Picture this: Some unknown individual has gained access to some of the information from your database, perhaps using some sort of hacking method. Now let's set aside the stereotypical image of some nerd with wide open eyes furiously typing as a flurry of green ones and zeroes fly across the screen, since this isn't actually how hacking works. Anyways, somebody has gained access to some of the data on your site. You can be reasonably sure your customers' credit card info is still safe, as this is encrypted. Your hacker might now turn to your customers' personal information instead.
At this point, the severity of this situation depends on the kind of information you're storing. Identity theft is probably the first concern if you're storing information like social insurance numbers or driver's license numbers. How a hacker could make use of your data depends largely on the information you are storing. Still, even if you're just storing the basics such as name, address, email etc., there may be reasons to keep this data encrypted:
- A hacker with a some sort of vendetta could spam your customers' email address
- He/She could post their information
- Pull juvenile pranks like ordering pizzas to people's houses
- And don't forget the general humiliation having peoples' info leaked. People usually don't like this
There was a actually a fairly recent, high profile incident involving a website called Ashley Madison, which basically exists to provide a means for married people to cheat on their spouses. Now, please let it be known that neither I nor Acro Media in anyway endorse this site or condone its use. In case you are not familiar, security on this site was recently compromised, leading to the personal data of millions of its users being posted online for public consumption. Setting aside the moral implications of using this site, as well as that of exposing its users, one has to wonder if the company who owns this site may have wished they had done more to protect their information from the public eye.
The solution to this may seem obvious: Just encrypt your customers' personal information as you did with their credit cards. But don't forget that there's usually a downside to adding more security.
Of course, this presents a problem when you try to search for a customer by the name of John Doe when his now encrypted name looks something like this:
while his first name John might simply be just as complicated and long:
Clearly, searching for John when you want to find information about John Doe isn't going to get you anywhere. You may think you can simply decrypt all of the data you'll be searching through beforehand. Unfortunately this is not a practical solution, because you're going to have to decrypt the information for all of your users before your search. In addition to the regular search time, this will cause massive overhead.
And this brings us to the highly-fascinating-if-you-are-a-geek-like-me topic of searching on encrypted data. Like any problem, there are a few ways of dealing with this. And like most problems relating to security, there's a tradeoff between efficiency (i.e. runtime) and security. Here are just a few ways of dealing with this:
Use the same encryption in your search
There's a fair bit that goes into doing this, involving a database and possibly a hash table, but basically, instead of searching for the text itself, your system runs the search term through the cipher, and then searches the data for the encrypted version. So when you do a search, you type whatever you want to search for, i.e. "John Doe". Your system then searches for the previously mentioned jumble of nonsense for a match, then returns the results if there are any found. This is likely the simplest solution, but has a major drawback. Namely, you can only return results that are an exact match to your search term. So if the entire name of your user is stored in a single field, for example, won't be able to find our friend John Doe by searching for "John", since "John" would translate into a jumble of numbers and letters that is different from the jumble that is "John".
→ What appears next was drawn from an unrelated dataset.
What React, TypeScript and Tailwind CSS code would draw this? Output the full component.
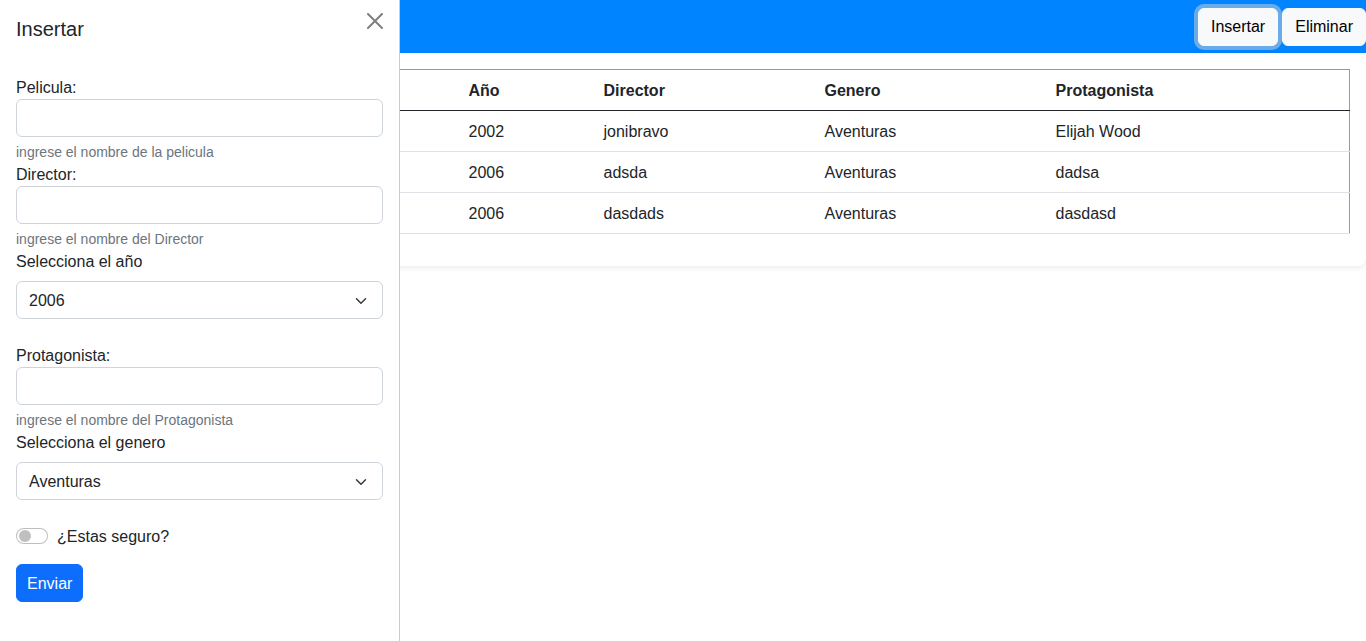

Furthermore, the performance of your search will likely take a hit, since it's no longer as simple as it once was. This may not be a big hit, but it's still something to keep in mind. This may also not be entirely secure. Although you're hiding the information itself, certain things such as the number of times a particular cipertext appears can be seen. For more information on this, check out this article.
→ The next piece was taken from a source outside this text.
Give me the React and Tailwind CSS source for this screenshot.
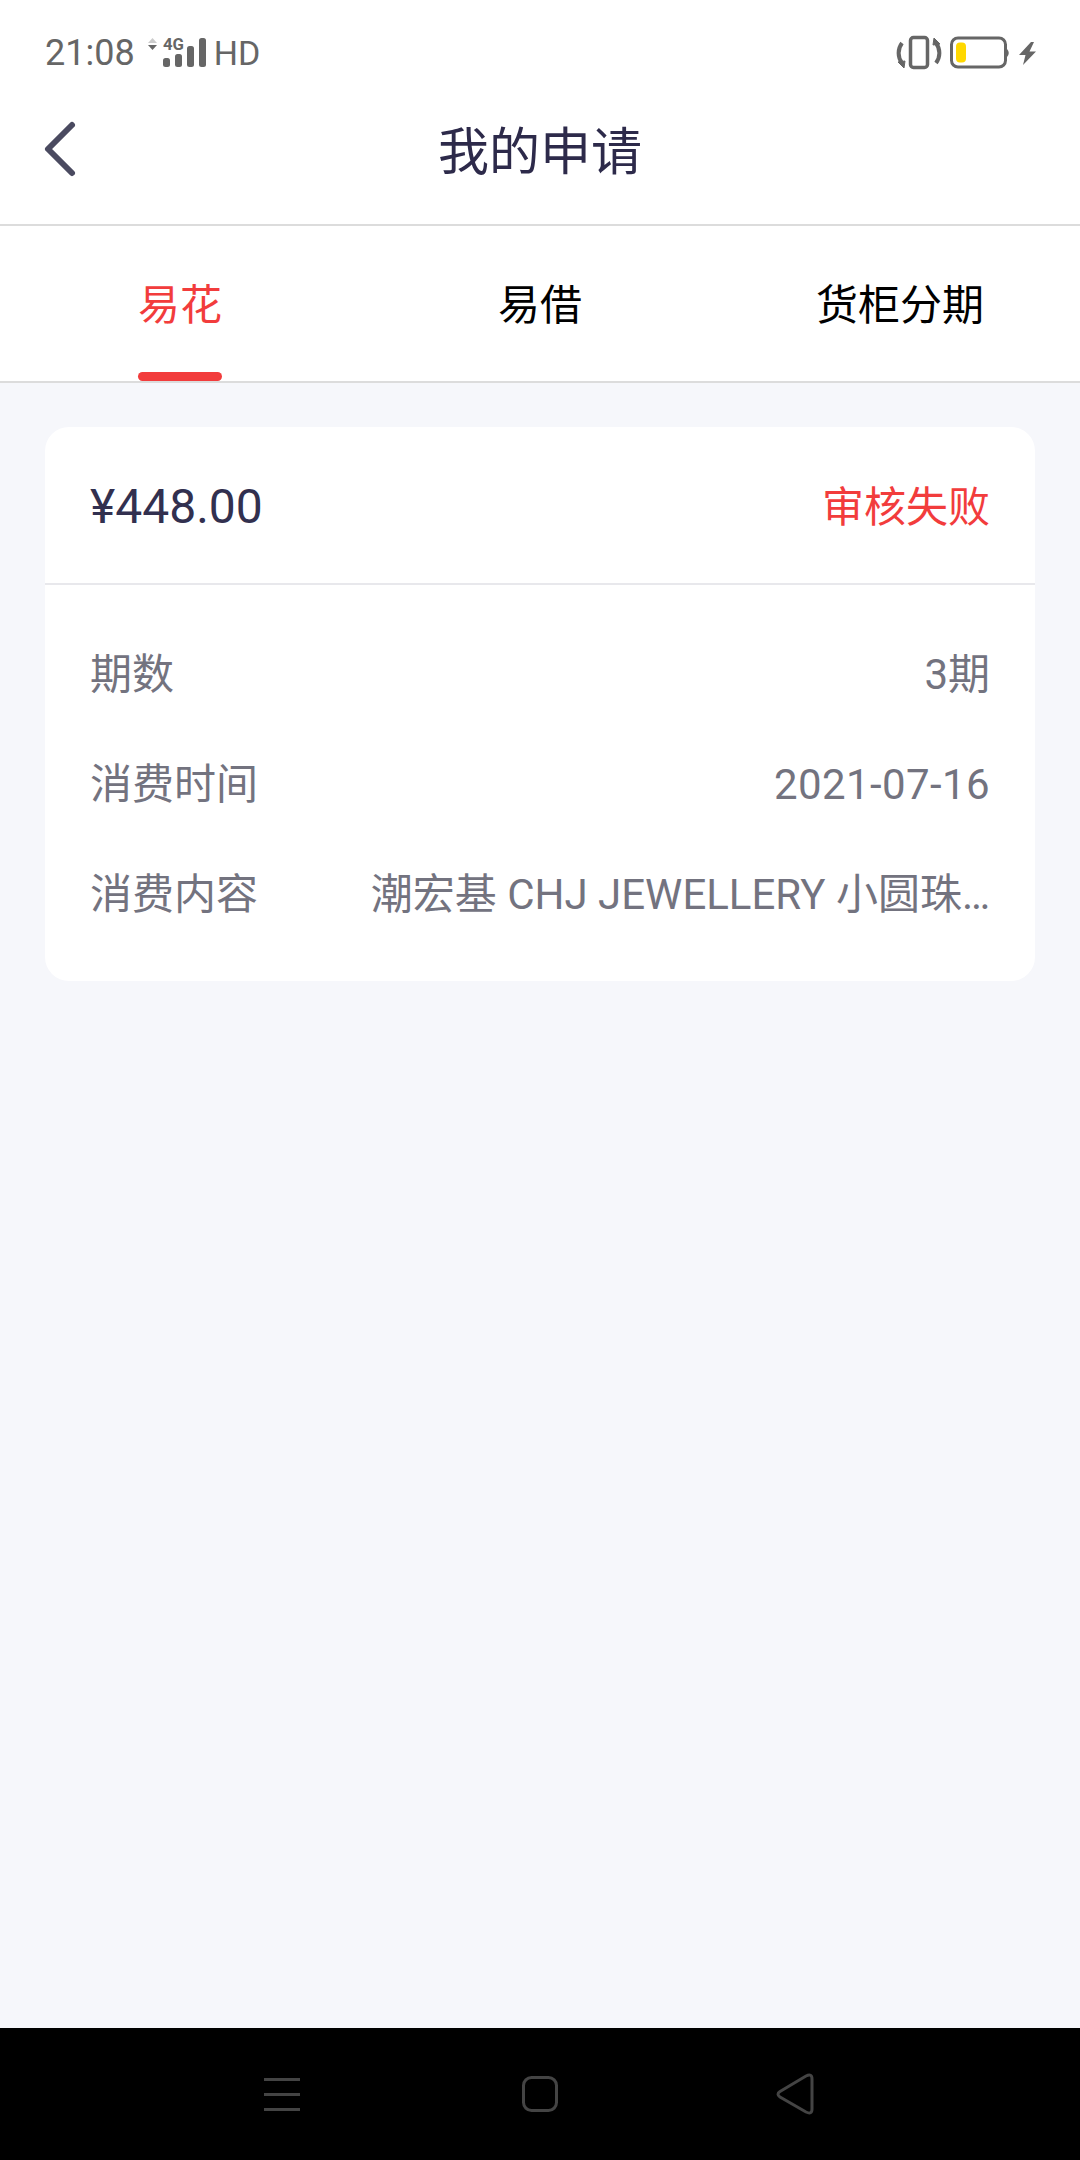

Use a more sophisticated solution
The topic of encryption is a rich one, with lots of nooks and crannies to be explored. As such, there are many groups trying to find ways to search encrypted data efficiently without compromising security.
Here's a paper from the University of Berkeley that describes one such solution, using plenty of mathematic expressions and big O notation:
If this all seems intimidating, that's probably because it kind of is. It's all well and good to talk about intense algorithms but it's another thing entirely to implement them. Keep in mind that this sort of work is done by academics that have the luxury of working in a sort of ideal world of theories where they don't have to worry about budget constraints or timelines. The bottom line is implementing these sorts of solutions can be expensive and complex. So while it may sound awesome to keep your data nicely encrypted, while still being able to access it quickly, consider whether it's worth the trouble to get it all working.
This brings us to the final solution
Only encrypt the data that is necessary
One of the reasons encrypting credit card data is so automatically assumed to be important is that there is rarely any need to search for it. How often is it that you say to your co-worker, "Hey, can you do me a favour and find the name of the customer whose credit card number is xxxx-xxxx-xxxx-xxxx?" Most likely you'll want to search by name, city etc. So encrypting the first and last name, which are possibly the most common search terms likely the most public might be silly. Encrypting a SIN (or SSN) would make sense though, since this is probably not a common search term, but is much more sensitive.
Naturally, the best solution may simply be not to encrypt publicly available personal information at all (unless you are Ashley Madison.) When you encrypt your customers' personal information, you're potentially spending a substantial amount of money on a solution that will slow down your site's search somewhat, all for the sake of protecting data that is already publicly available. Not to mention that encrypting data is already a secondary measure for the unlikely event that somebody breaks through your primary security measures.